> **Entries supplied**:
········

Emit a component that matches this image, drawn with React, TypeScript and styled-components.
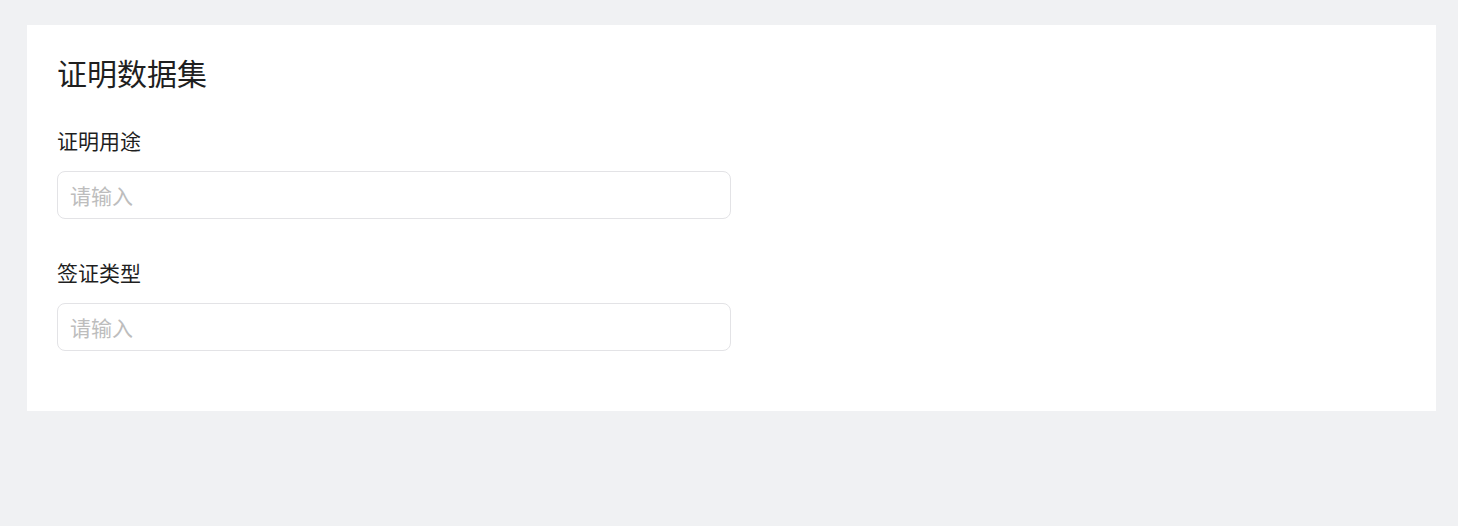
import styled, { createGlobalStyle } from "styled-components";

const GlobalStyle = createGlobalStyle`
  html, body {
    margin: 0;
    padding: 0;
    background: #f0f1f3;
    font-family: "Noto Sans CJK SC", "Noto Sans", sans-serif;
  }
`;

const Page = styled.div`
  padding: 25px 22px 0 27px;
`;

const Card = styled.section`
  background: #fff;
  padding: 26px 30px 60px;
`;

const Title = styled.h1`
  margin: 0 0 33px;
  font-size: 30px;
  font-weight: 400;
  line-height: 42px;
  color: #1f1f1f;
`;

const Field = styled.div`
  display: flex;
  flex-direction: column;
  gap: 17px;
  & + & {
    margin-top: 39px;
  }
`;

const Label = styled.label`
  font-size: 21px;
  line-height: 28px;
  color: #1f1f1f;
`;

const Input = styled.input`
  box-sizing: border-box;
  width: 674px;
  height: 48px;
  padding: 0 12px;
  border: 1px solid #e3e3e6;
  border-radius: 8px;
  font-family: inherit;
  font-size: 21px;
  color: #333;
  outline: none;
  &::placeholder {
    color: #bdbdbd;
  }
`;

const fields = ["证明用途", "签证类型"];

const App = () => {
  return (
    <Page>
      <GlobalStyle />
      <Card>
        <Title>证明数据集</Title>
        {fields.map((label) => (
          <Field key={label}>
            <Label>{label}</Label>
            <Input placeholder="请输入" />
          </Field>
        ))}
      </Card>
    </Page>
  );
};

export default App;
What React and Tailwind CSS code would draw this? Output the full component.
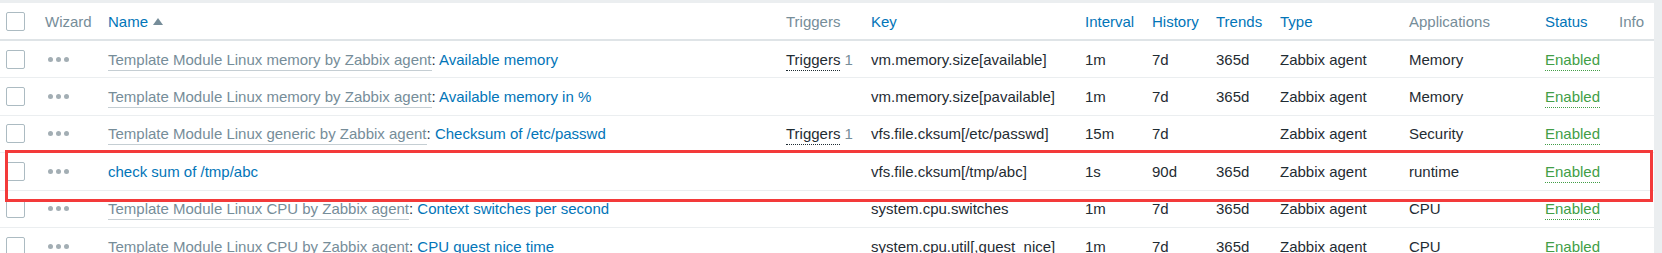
import React from 'react';

// column grid shared by header + rows
const COLS = 'grid grid-cols-[45px_63px_678px_85px_214px_67px_64px_64px_129px_136px_74px_35px] items-center';

const rows = [
  { tpl: 'Template Module Linux memory by Zabbix agent', name: 'Available memory', triggers: 1, key: 'vm.memory.size[available]', interval: '1m', history: '7d', trends: '365d', type: 'Zabbix agent', app: 'Memory' },
  { tpl: 'Template Module Linux memory by Zabbix agent', name: 'Available memory in %', key: 'vm.memory.size[pavailable]', interval: '1m', history: '7d', trends: '365d', type: 'Zabbix agent', app: 'Memory' },
  { tpl: 'Template Module Linux generic by Zabbix agent', name: 'Checksum of /etc/passwd', triggers: 1, key: 'vfs.file.cksum[/etc/passwd]', interval: '15m', history: '7d', trends: '', type: 'Zabbix agent', app: 'Security' },
  { name: 'check sum of /tmp/abc', key: 'vfs.file.cksum[/tmp/abc]', interval: '1s', history: '90d', trends: '365d', type: 'Zabbix agent', app: 'runtime' },
  { tpl: 'Template Module Linux CPU by Zabbix agent', name: 'Context switches per second', key: 'system.cpu.switches', interval: '1m', history: '7d', trends: '365d', type: 'Zabbix agent', app: 'CPU' },
  { tpl: 'Template Module Linux CPU by Zabbix agent', name: 'CPU guest nice time', key: 'system.cpu.util[,guest_nice]', interval: '1m', history: '7d', trends: '365d', type: 'Zabbix agent', app: 'CPU' },
];

function Checkbox() {
  return <div className="ml-[6px] w-[19px] h-[19px] rounded-[2px] border border-[#acbbc2] bg-white" />;
}

function Dots() {
  return (
    <div className="flex gap-[3px] ml-[3px]">
      <span className="w-[5px] h-[5px] rounded-full bg-[#a3aeb4]" />
      <span className="w-[5px] h-[5px] rounded-full bg-[#a3aeb4]" />
      <span className="w-[5px] h-[5px] rounded-full bg-[#a3aeb4]" />
    </div>
  );
}

export default function App() {
  return (
    <div className="w-[1662px] h-[253px] overflow-hidden bg-[#ebeef0] pt-[3px] text-[15px] text-[#1f2c33] font-['Liberation_Sans',Arial,sans-serif] leading-none">
      <div className="relative w-[1654px] bg-white">
        {/* header */}
        <div className={`${COLS} h-[38px] border-b-2 border-[#dfe4e7] whitespace-nowrap`}>
          <div><Checkbox /></div>
          <div className="text-[#768d99]">Wizard</div>
          <div className="text-[#0275b8] flex items-center gap-[5px]">
            Name
            <span className="w-0 h-0 border-l-[5px] border-r-[5px] border-b-[7px] border-l-transparent border-r-transparent border-b-[#768d99]" />
          </div>
          <div className="text-[#768d99]">Triggers</div>
          <div className="text-[#0275b8]">Key</div>
          <div className="text-[#0275b8]">Interval</div>
          <div className="text-[#0275b8]">History</div>
          <div className="text-[#0275b8]">Trends</div>
          <div className="text-[#0275b8]">Type</div>
          <div className="text-[#768d99]">Applications</div>
          <div className="text-[#0275b8]">Status</div>
          <div className="text-[#768d99]">Info</div>
        </div>

        {/* rows */}
        {rows.map((r, i) => (
          <div key={i} className={`${COLS} h-[37.4px] border-b border-[#ebeef0] whitespace-nowrap`}>
            <div><Checkbox /></div>
            <div><Dots /></div>
            <div>
              {r.tpl && (
                <>
                  <span className="text-[#768d99] border-b border-[#c5ced3] pb-[2px]">{r.tpl}</span>
                  <span>: </span>
                </>
              )}
              <span className="text-[#0275b8]">{r.name}</span>
            </div>
            <div>
              {r.triggers && (
                <>
                  <span className="border-b border-dotted border-[#1f2c33] pb-[2px]">Triggers</span>
                  <span className="text-[#768d99] ml-[4px]">{r.triggers}</span>
                </>
              )}
            </div>
            <div>{r.key}</div>
            <div>{r.interval}</div>
            <div>{r.history}</div>
            <div>{r.trends}</div>
            <div>{r.type}</div>
            <div>{r.app}</div>
            <div>
              <span className="text-[#429e47] border-b border-dotted border-[#429e47] pb-[2px]">Enabled</span>
            </div>
            <div />
          </div>
        ))}

        {/* red annotation frame */}
        <div className="absolute left-[5px] top-[147px] w-[1648px] h-[52px] border-[3px] border-[#f33a3a] pointer-events-none" />
      </div>
    </div>
  );
}
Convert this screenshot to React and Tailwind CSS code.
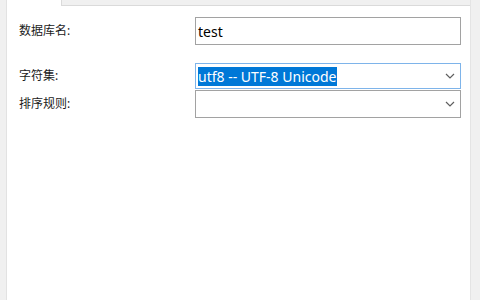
const Chevron = () => (
  <svg width="10" height="6" viewBox="0 0 10 6" className="shrink-0">
    <path d="M1 1l4 4 4-4" fill="none" stroke="#5f5f5f" strokeWidth="1.2" />
  </svg>
);

const Row = ({ label, children, className = "" }) => (
  <div className={`flex items-center ${className}`}>
    <div className="w-[188px] pl-[12px] text-[12px] text-[#1b1b1b]">{label}</div>
    {children}
  </div>
);

const App = () => {
  return (
    <div
      className="w-[480px] h-[300px] bg-[#f0f0f0] flex overflow-hidden"
      style={{ fontFamily: '"Noto Sans", "Noto Sans CJK SC", sans-serif' }}
    >
      <div className="w-[7px] border-r border-[#e2e2e2]" />
      <div className="w-[464px] bg-white flex flex-col border-r border-[#e4e4e4]">
        <div className="flex h-[6px]">
          <div className="w-[54px]" />
          <div className="flex-1 bg-[#f0f0f0] border-l border-b border-[#dadada]" />
        </div>
        <Row label="数据库名:" className="mt-[11px]">
          <div className="w-[266px] h-[28px] border border-[#a2a2a2] flex items-center pl-[2px] text-[14px] text-black">
            test
          </div>
        </Row>
        <Row label="字符集:" className="mt-[18px]">
          <div className="w-[266px] h-[26px] border border-[#7eb4ea] flex items-center pl-[2px] pr-[5px] justify-between">
            <span className="bg-[#0078d7] text-white text-[14px] leading-[19px] pr-[1px]">
              utf8 -- UTF-8 Unicode
            </span>
            <Chevron />
          </div>
        </Row>
        <Row label="排序规则:" className="mt-[1px]">
          <div className="w-[266px] h-[28px] border border-[#a2a2a2] flex items-center justify-end pr-[5px]">
            <Chevron />
          </div>
        </Row>
      </div>
    </div>
  );
};

export default App;
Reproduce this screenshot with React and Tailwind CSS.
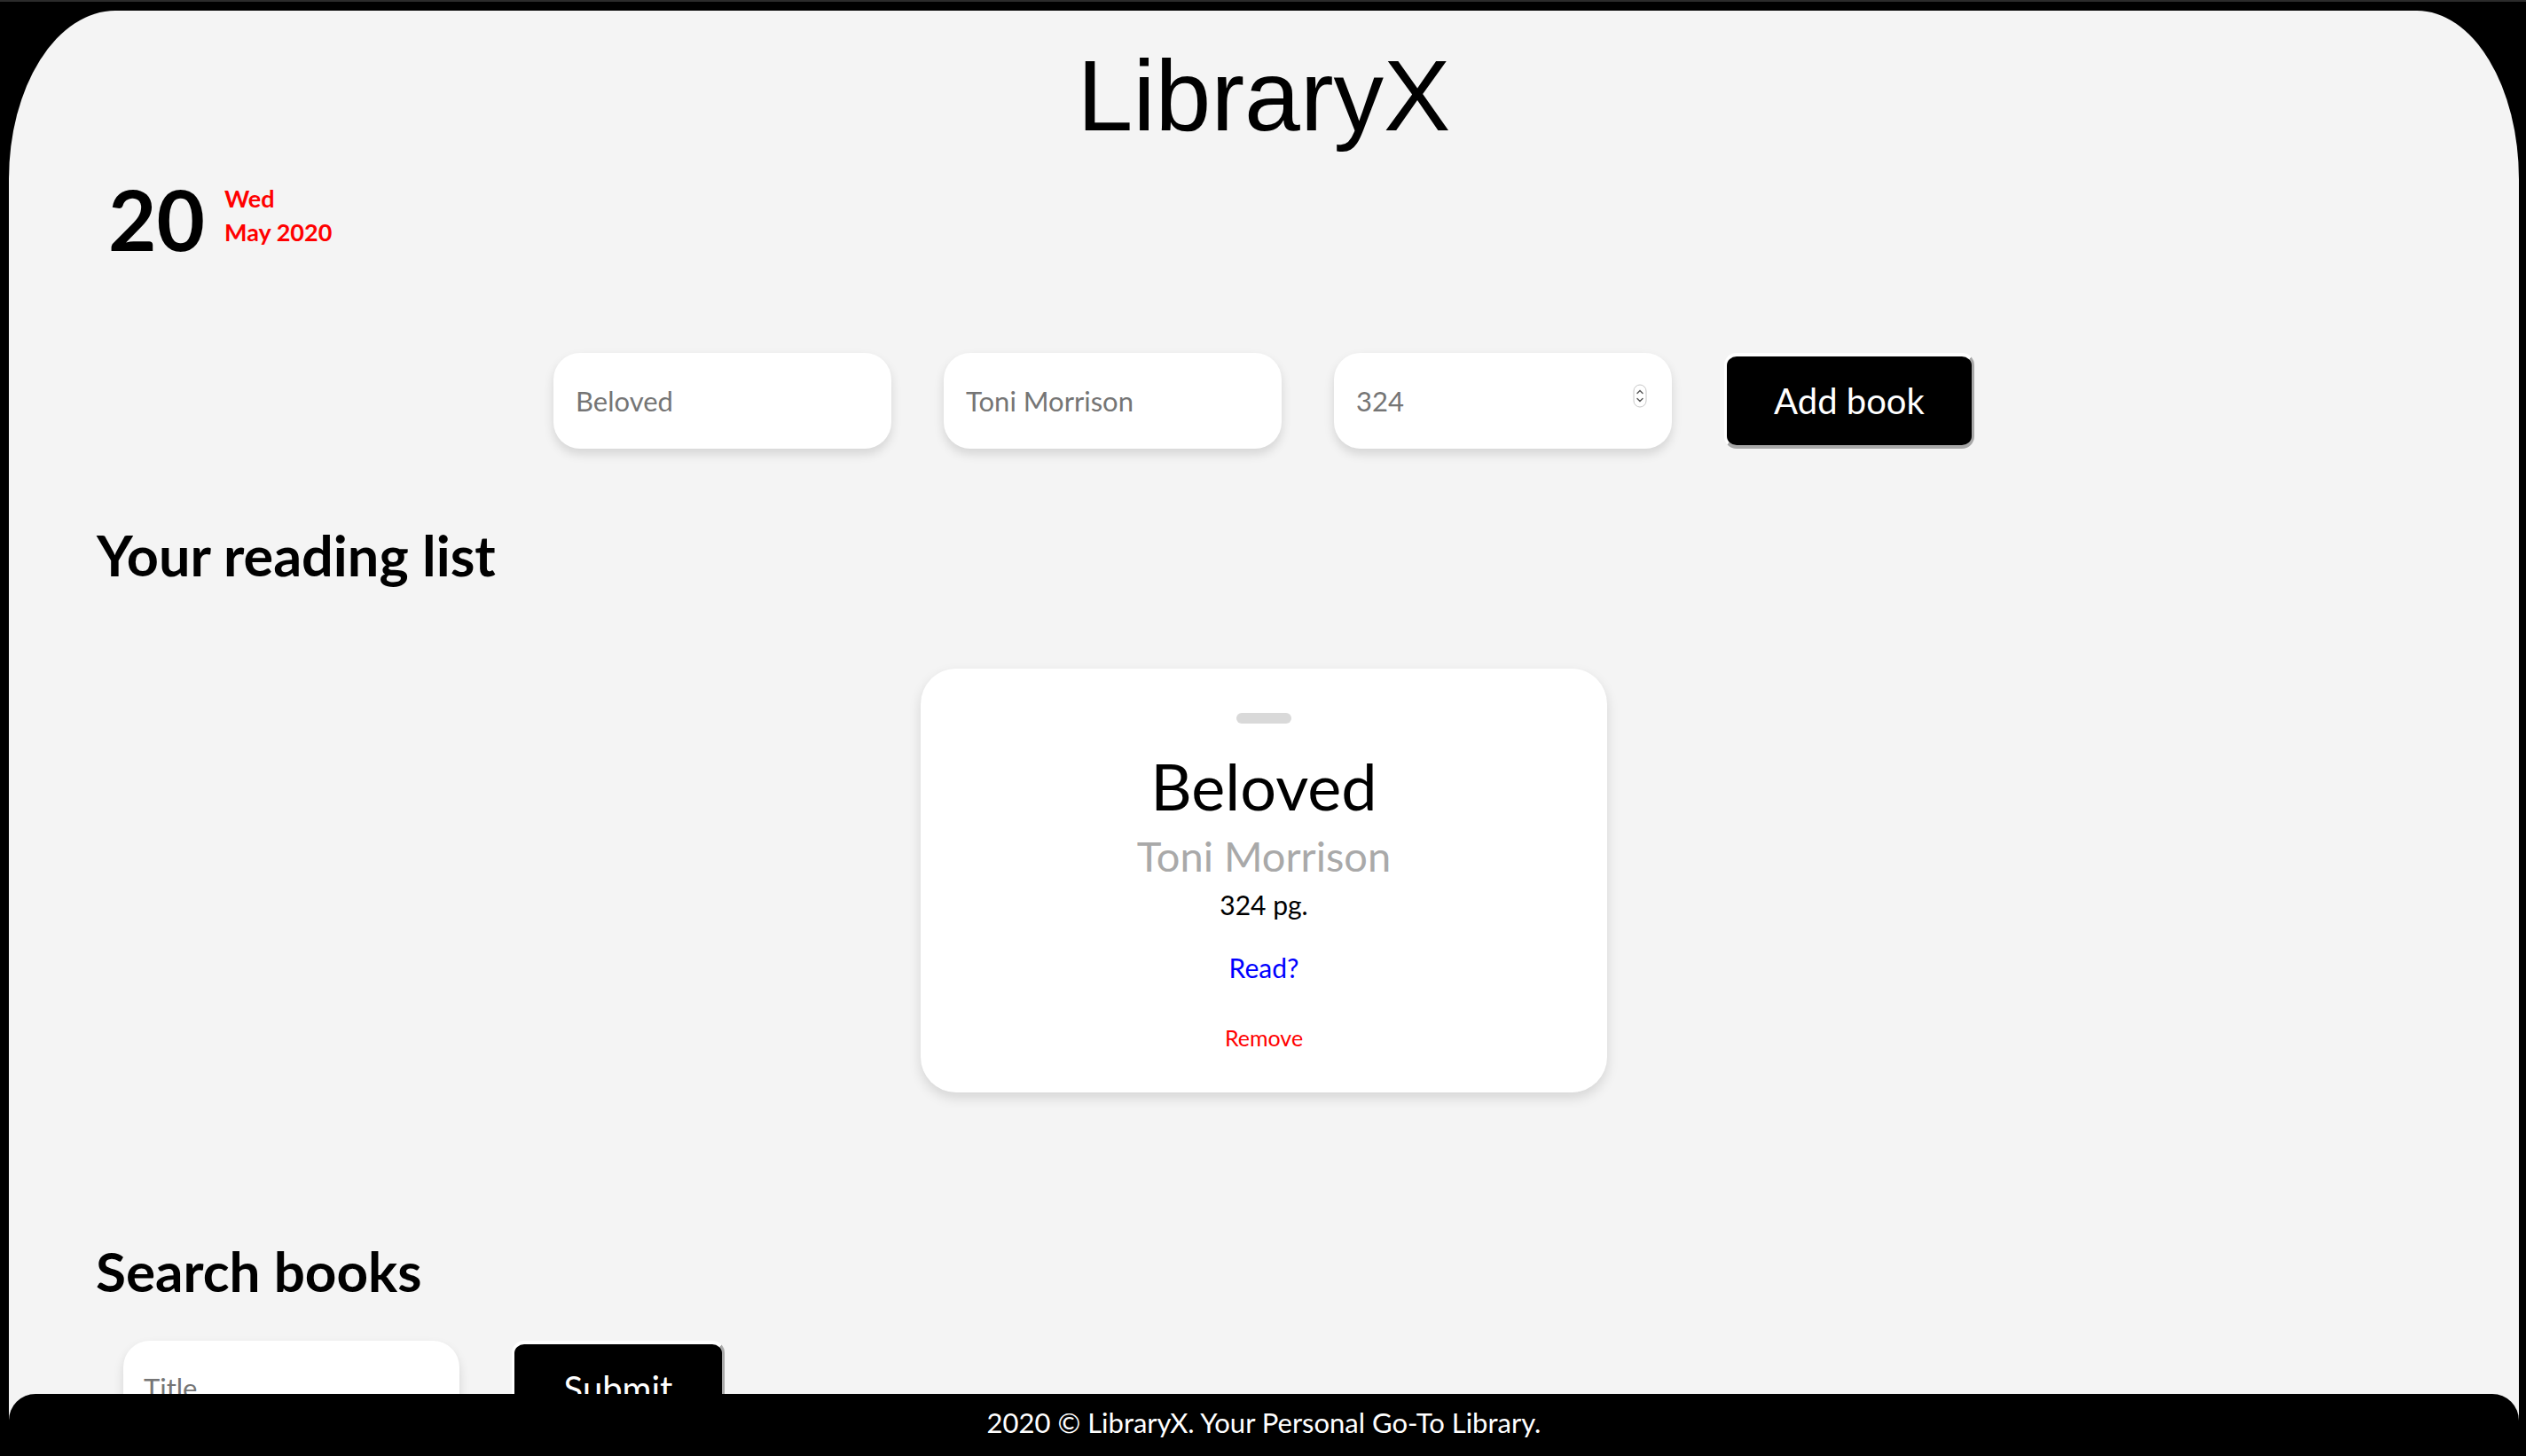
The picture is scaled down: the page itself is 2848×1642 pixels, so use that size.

········

> **To be done**: Restate word for word the lines above that start at the line containing "Reproduce this screenshot" and run to the end of the listing; exclude the pictures.

> **The solution**:
Reproduce this screenshot with React and Tailwind CSS.
The picture is scaled down: the page itself is 2848×1642 pixels, so use that size.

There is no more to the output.